Rook will apply rgwConfig values to the mon config store after its own values are set. Similarly, Rook will append rgwCommandFlags to the CLI flags it sets normally. This allows users to override anything Rook is doing to configure the RGW. This tradeoff favors user flexibility at the risk of less advanced users having more ability to break their RGW deployments. Rook can't make guarantees about data security when configs are overridden.

For debugging, Rook should log when it overrides its own ceph mon store config with a user setting.

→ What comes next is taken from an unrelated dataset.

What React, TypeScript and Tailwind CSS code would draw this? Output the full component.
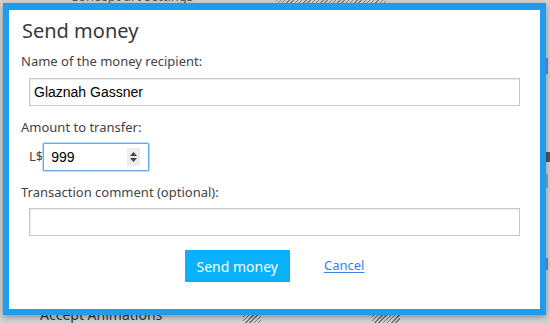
import React from "react";

const ui = { fontFamily: '"Noto Sans", "Open Sans", sans-serif' };
const arial = { fontFamily: '"Liberation Sans", Arial, sans-serif' };

export default function App() {
  return (
    <div className="relative w-[550px] h-[323px] overflow-hidden bg-[#d3d3d3]" style={ui}>
      {/* background page fragments */}
      <div className="absolute left-[70px] top-[-13px] text-[13px] text-[#555]">Concept art settings</div>
      <div className="absolute left-[276px] top-0 w-[110px] h-[3px] bg-[repeating-linear-gradient(135deg,#888_0_1px,#d3d3d3_1px_3px)]" />
      <div className="absolute left-[40px] top-[304px] text-[14px] text-[#333]">Accept Animations</div>
      <div className="absolute left-[243px] top-[312px] w-[18px] h-[12px] bg-[repeating-linear-gradient(135deg,#777_0_1px,#d3d3d3_1px_3px)]" />
      <div className="absolute left-[372px] top-[312px] w-[28px] h-[12px] bg-[repeating-linear-gradient(135deg,#777_0_1px,#d3d3d3_1px_3px)]" />
      <div className="absolute left-[546px] top-[58px] w-[4px] h-[16px] border-l-2 border-[#3b6fd0] opacity-70" />
      <div className="absolute left-[546px] top-[152px] w-[4px] h-[10px] bg-[#333] opacity-80" />
      <div className="absolute left-[546px] top-[174px] w-[4px] h-[14px] border-l-2 border-[#6a8fd6] opacity-70" />
      <div className="absolute left-[546px] top-[258px] w-[4px] h-[12px] border-l-2 border-[#3b6fd0] opacity-70" />

      {/* dialog */}
      <div className="absolute left-[3px] top-[3px] w-[543px] h-[312px] bg-white border-[6px] border-t-[7px] border-[#1e9cee] shadow-[0_2px_6px_rgba(0,0,0,0.35)] flex flex-col pt-[7px] pl-[12px] pr-[20px]">
        <h1 className="ml-[1px] text-[20px] leading-[28px] text-[#383838]">Send money</h1>

        <label className="mt-[7px] text-[13px] leading-[18px] text-[#444]">Name of the money recipient:</label>
        <div className="mt-[8px] ml-[8px] h-[28px] border border-[#c9c9c9] shadow-[inset_1px_1px_0_#ececec] flex items-center px-[4px] text-[14px] text-black" style={arial}>
          Glaznah Gassner
        </div>

        <label className="mt-[12px] text-[13px] leading-[18px] text-[#444]">Amount to transfer:</label>
        <div className="mt-[7px] ml-[8px] flex items-center">
          <span className="text-[13px] text-[#444]">L$</span>
          <div className="w-[106px] h-[28px] border border-[#62aee9] shadow-[0_0_0_1px_#b9dcf6] rounded-[1px] flex items-center pl-[7px] pr-[8px] text-[14px] text-black" style={arial}>
            <span className="flex-1">999</span>
            <span className="w-[13px] h-[18px] bg-[#ececec] flex flex-col items-center justify-center gap-[2px]">
              <svg width="7" height="4" viewBox="0 0 7 4"><path d="M0 4 L3.5 0 L7 4Z" fill="#444" /></svg>
              <svg width="7" height="4" viewBox="0 0 7 4"><path d="M0 0 L3.5 4 L7 0Z" fill="#444" /></svg>
            </span>
          </div>
        </div>

        <label className="mt-[12px] text-[13px] leading-[18px] text-[#444]">Transaction comment (optional):</label>
        <div className="mt-[7px] ml-[8px] h-[28px] border border-[#c9c9c9] shadow-[inset_1px_1px_0_#ececec]" />

        <div className="mt-[14px] flex items-center justify-center gap-[34px] pl-[8px]">
          <button className="h-[32px] px-[12px] bg-[#0ab1f9] text-white text-[14px]">Send money</button>
          <a className="text-[13px] text-[#3c7fe6] underline underline-offset-2">Cancel</a>
        </div>
      </div>
    </div>
  );
}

This is not easily feasible when Rook applies CLI flags to the RGW deployment, but users can see when when their values conflict by inspecting the RGW deployment; this is sufficient for debugging.

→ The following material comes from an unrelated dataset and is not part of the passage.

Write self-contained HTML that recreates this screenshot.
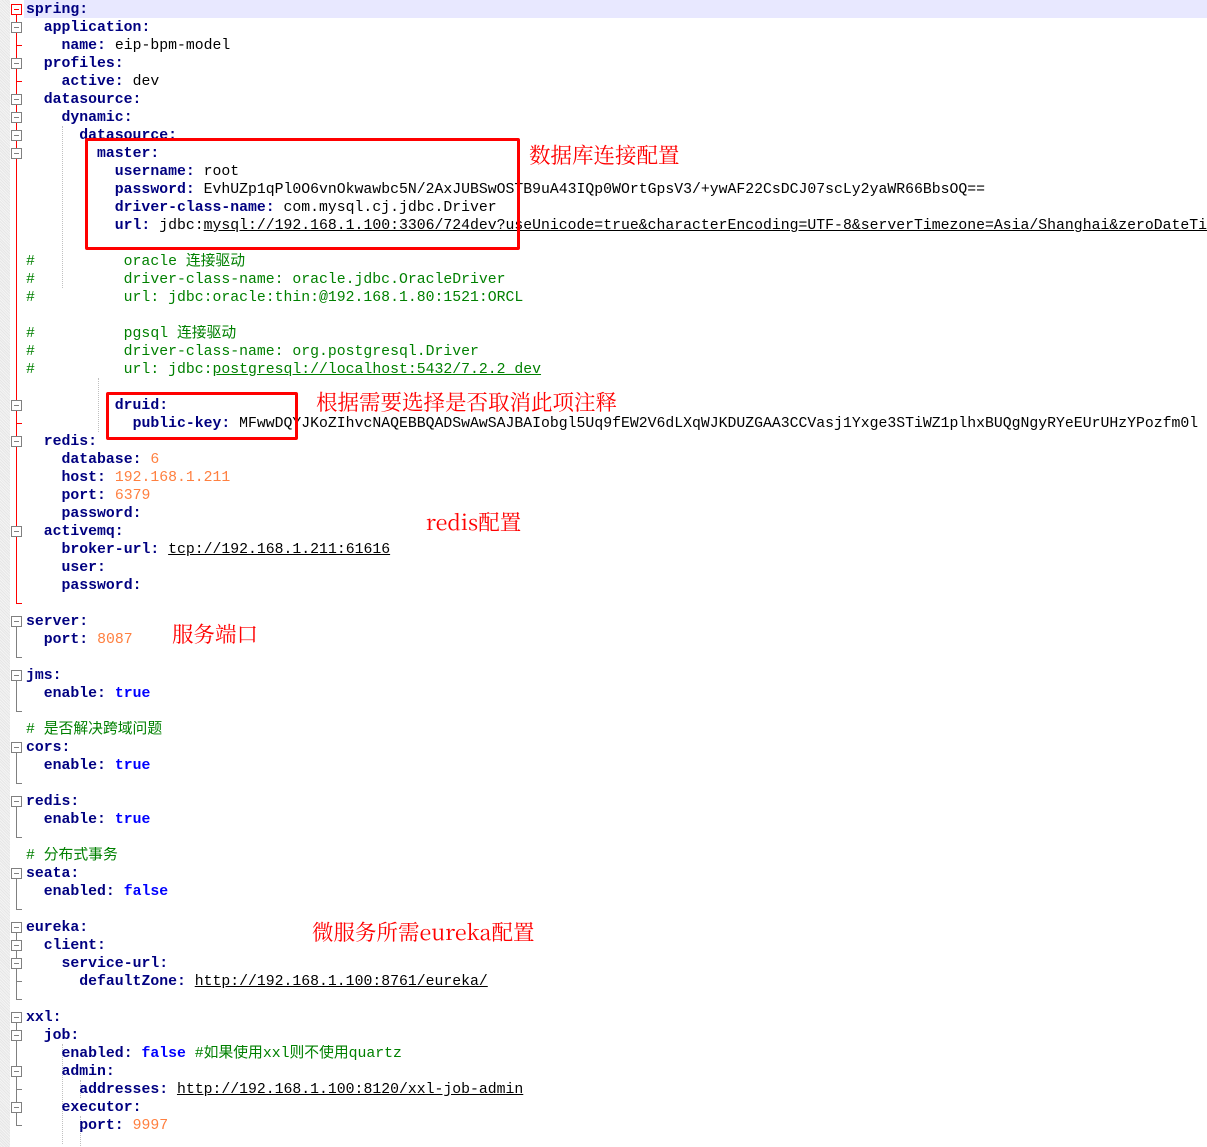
<!DOCTYPE html>
<html><head><meta charset="utf-8">
<style>
html,body{margin:0;padding:0;background:#fff;width:1207px;height:1147px;overflow:hidden;position:relative}
#margin{position:absolute;left:0;top:0;width:10px;height:1147px;background:repeating-linear-gradient(45deg,#e6e6e6 0 1px,#f4f4f4 1px 2px)}
#code{position:absolute;left:0;top:1px;width:1207px;height:1146px;overflow:hidden}
.l{position:absolute;left:26px;right:0;overflow:hidden;height:18px;line-height:18px;white-space:pre;font-family:"Liberation Mono","Noto Sans CJK SC",monospace;font-size:14.8px;color:#000}
.k{color:#000080;font-weight:bold}
.n{color:#ff8040}
.b{color:#0000ff;font-weight:bold}
.c{color:#008000}
.u{text-decoration:underline}
.hl{position:absolute;left:24px;top:0;width:1183px;height:18px;background:#e8e8ff}
.box{position:absolute;left:11px;width:9px;height:9px;border:1px solid #808080;background:#fff;box-sizing:content-box}
.box:after{content:"";position:absolute;left:2px;top:4px;width:5px;height:1px;background:#808080}
.box.r{border-color:#f00}.box.r:after{background:#f00}
.vl{position:absolute;left:16px;width:1px;background:#808080}
.vl.r{background:#f00}
.tk{position:absolute;left:16px;width:6px;height:1px;background:#808080}
.tk.r{background:#f00}
.rb{position:absolute;border:3px solid #f00;border-radius:2px}
.ann{position:absolute;color:#f00;font-family:"Noto Serif CJK SC","Liberation Serif",serif;font-size:21.5px;line-height:26px;white-space:nowrap}
.g{position:absolute;width:0;border-left:1px dotted #c0c0c0}
</style></head><body>
<div id="margin"></div>
<div class="hl"></div>
<div class="g" style="left:62px;top:126px;height:162px"></div>
<div class="g" style="left:98px;top:378px;height:54px"></div>
<div class="g" style="left:62px;top:1044px;height:100px"></div>
<div class="g" style="left:80px;top:1080px;height:18px"></div>
<div class="g" style="left:80px;top:1116px;height:30px"></div>
<div id="code">
<div class="l" style="top:0px"><span class="k">spring:</span></div>
<div class="l" style="top:18px">  <span class="k">application:</span></div>
<div class="l" style="top:36px">    <span class="k">name:</span> eip-bpm-model</div>
<div class="l" style="top:54px">  <span class="k">profiles:</span></div>
<div class="l" style="top:72px">    <span class="k">active:</span> dev</div>
<div class="l" style="top:90px">  <span class="k">datasource:</span></div>
<div class="l" style="top:108px">    <span class="k">dynamic:</span></div>
<div class="l" style="top:126px">      <span class="k">datasource:</span></div>
<div class="l" style="top:144px">        <span class="k">master:</span></div>
<div class="l" style="top:162px">          <span class="k">username:</span> root</div>
<div class="l" style="top:180px">          <span class="k">password:</span> EvhUZp1qPl0O6vnOkwawbc5N/2AxJUBSwOSTB9uA43IQp0WOrtGpsV3/+ywAF22CsDCJ07scLy2yaWR66BbsOQ==</div>
<div class="l" style="top:198px">          <span class="k">driver-class-name:</span> com.mysql.cj.jdbc.Driver</div>
<div class="l" style="top:216px">          <span class="k">url:</span> jdbc:<span class="u">mysql://192.168.1.100:3306/724dev?useUnicode=true&amp;characterEncoding=UTF-8&amp;serverTimezone=Asia/Shanghai&amp;zeroDateTimeBehavior</span></div>
<div class="l c" style="top:252px">#          oracle 连接驱动</div>
<div class="l c" style="top:270px">#          driver-class-name: oracle.jdbc.OracleDriver</div>
<div class="l c" style="top:288px">#          url: jdbc:oracle:thin:@192.168.1.80:1521:ORCL</div>
<div class="l c" style="top:324px">#          pgsql 连接驱动</div>
<div class="l c" style="top:342px">#          driver-class-name: org.postgresql.Driver</div>
<div class="l c" style="top:360px">#          url: jdbc:<span class="u">postgresql://localhost:5432/7.2.2_dev</span></div>
<div class="l" style="top:396px">          <span class="k">druid:</span></div>
<div class="l" style="top:414px">            <span class="k">public-key:</span> MFwwDQYJKoZIhvcNAQEBBQADSwAwSAJBAIobgl5Uq9fEW2V6dLXqWJKDUZGAA3CCVasj1Yxge3STiWZ1plhxBUQgNgyRYeEUrUHzYPozfm0l</div>
<div class="l" style="top:432px">  <span class="k">redis:</span></div>
<div class="l" style="top:450px">    <span class="k">database:</span> <span class="n">6</span></div>
<div class="l" style="top:468px">    <span class="k">host:</span> <span class="n">192.168.1.211</span></div>
<div class="l" style="top:486px">    <span class="k">port:</span> <span class="n">6379</span></div>
<div class="l" style="top:504px">    <span class="k">password:</span></div>
<div class="l" style="top:522px">  <span class="k">activemq:</span></div>
<div class="l" style="top:540px">    <span class="k">broker-url:</span> <span class="u">tcp://192.168.1.211:61616</span></div>
<div class="l" style="top:558px">    <span class="k">user:</span></div>
<div class="l" style="top:576px">    <span class="k">password:</span></div>
<div class="l" style="top:612px"><span class="k">server:</span></div>
<div class="l" style="top:630px">  <span class="k">port:</span> <span class="n">8087</span></div>
<div class="l" style="top:666px"><span class="k">jms:</span></div>
<div class="l" style="top:684px">  <span class="k">enable:</span> <span class="b">true</span></div>
<div class="l c" style="top:720px"># 是否解决跨域问题</div>
<div class="l" style="top:738px"><span class="k">cors:</span></div>
<div class="l" style="top:756px">  <span class="k">enable:</span> <span class="b">true</span></div>
<div class="l" style="top:792px"><span class="k">redis:</span></div>
<div class="l" style="top:810px">  <span class="k">enable:</span> <span class="b">true</span></div>
<div class="l c" style="top:846px"># 分布式事务</div>
<div class="l" style="top:864px"><span class="k">seata:</span></div>
<div class="l" style="top:882px">  <span class="k">enabled:</span> <span class="b">false</span></div>
<div class="l" style="top:918px"><span class="k">eureka:</span></div>
<div class="l" style="top:936px">  <span class="k">client:</span></div>
<div class="l" style="top:954px">    <span class="k">service-url:</span></div>
<div class="l" style="top:972px">      <span class="k">defaultZone:</span> <span class="u">http://192.168.1.100:8761/eureka/</span></div>
<div class="l" style="top:1008px"><span class="k">xxl:</span></div>
<div class="l" style="top:1026px">  <span class="k">job:</span></div>
<div class="l" style="top:1044px">    <span class="k">enabled:</span> <span class="b">false</span> <span class="c">#如果使用xxl则不使用quartz</span></div>
<div class="l" style="top:1062px">    <span class="k">admin:</span></div>
<div class="l" style="top:1080px">      <span class="k">addresses:</span> <span class="u">http://192.168.1.100:8120/xxl-job-admin</span></div>
<div class="l" style="top:1098px">    <span class="k">executor:</span></div>
<div class="l" style="top:1116px">      <span class="k">port:</span> <span class="n">9997</span></div>
</div>
<div id="gut"></div>
<div class="rb" style="left:85px;top:138px;width:429px;height:106px"></div>
<div class="rb" style="left:106px;top:392px;width:186px;height:42px"></div>
<div class="ann" style="left:529px;top:142px">数据库连接配置</div>
<div class="ann" style="left:316px;top:389px">根据需要选择是否取消此项注释</div>
<div class="ann" style="left:426px;top:509px">redis配置</div>
<div class="ann" style="left:172px;top:621px">服务端口</div>
<div class="ann" style="left:312px;top:919px">微服务所需eureka配置</div>
<script>
var g=document.getElementById('gut'),h='';
function vl(a,b,r){h+='<div class="vl'+(r?' r':'')+'" style="top:'+(a*18+9)+'px;height:'+((b-a)*18)+'px"></div>';}
function tk(i,r){h+='<div class="tk'+(r?' r':'')+'" style="top:'+(i*18+9)+'px"></div>';}
function bx(i,r){h+='<div class="box'+(r?' r':'')+'" style="top:'+(i*18+4)+'px"></div>';}
vl(0,33,1);tk(33,1);
[2,4,23].forEach(function(i){tk(i,1)});
[[34,36],[37,39],[41,43],[44,46],[48,50],[51,55],[56,62]].forEach(function(p){vl(p[0],p[1],0);tk(p[1],0)});
tk(54,0);tk(60,0);
bx(0,1);[1,3,5,6,7,8,22,24,29].forEach(function(i){bx(i,0)});
[34,37,41,44,48,51,52,53,56,57,59,61].forEach(function(i){bx(i,0)});
g.innerHTML=h;
</script>
</body></html>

Rook will apply each configuration under the client scope of the shared RGW client. i.e., client.rook-ceph-rgw-<store-name>.a. This will also help ensure that configs changed don't affect other Rook-managed Ceph daemons, critically mons, osds, and mds.

Configs set via rgwConfig will be equivalent to a Ceph config section like the following ini. Config keys can use spaces, hyphens, or underscores. CLI flags must use hyphens, and Rook can auto-convert spaces/underscores for ease of use.

ini

[client.rook-ceph-rgw-<store-name>.a]
conf_name = value
other_conf = value
debug_rgw = "20"

Because the subject of the configs are limited to RGWs using the client.rook-ceph-rgw-<store-name>.a ID, risk of affecting other Ceph components is low. Rook has the option to allow-/deny-list the configs users are able to set, but this limits user flexibility. Since it will be documented that any breakage or bugs related to options set via this mechanism is their responsibility, we can be further sure Rook maintainers won't be obligated to stress themselves for abuse or misuse of this feature.

Rook will also not perform validation to check if CephObjectStore configs conflict with CephCluster config options. Users should refrain from setting client.rook-ceph-rgw-* configs in the CephCluster when this feature is used. Documentation should note this for users. Rook can revisit this decision in the future to add cross-CRD validation if it becomes a strong user desire/need.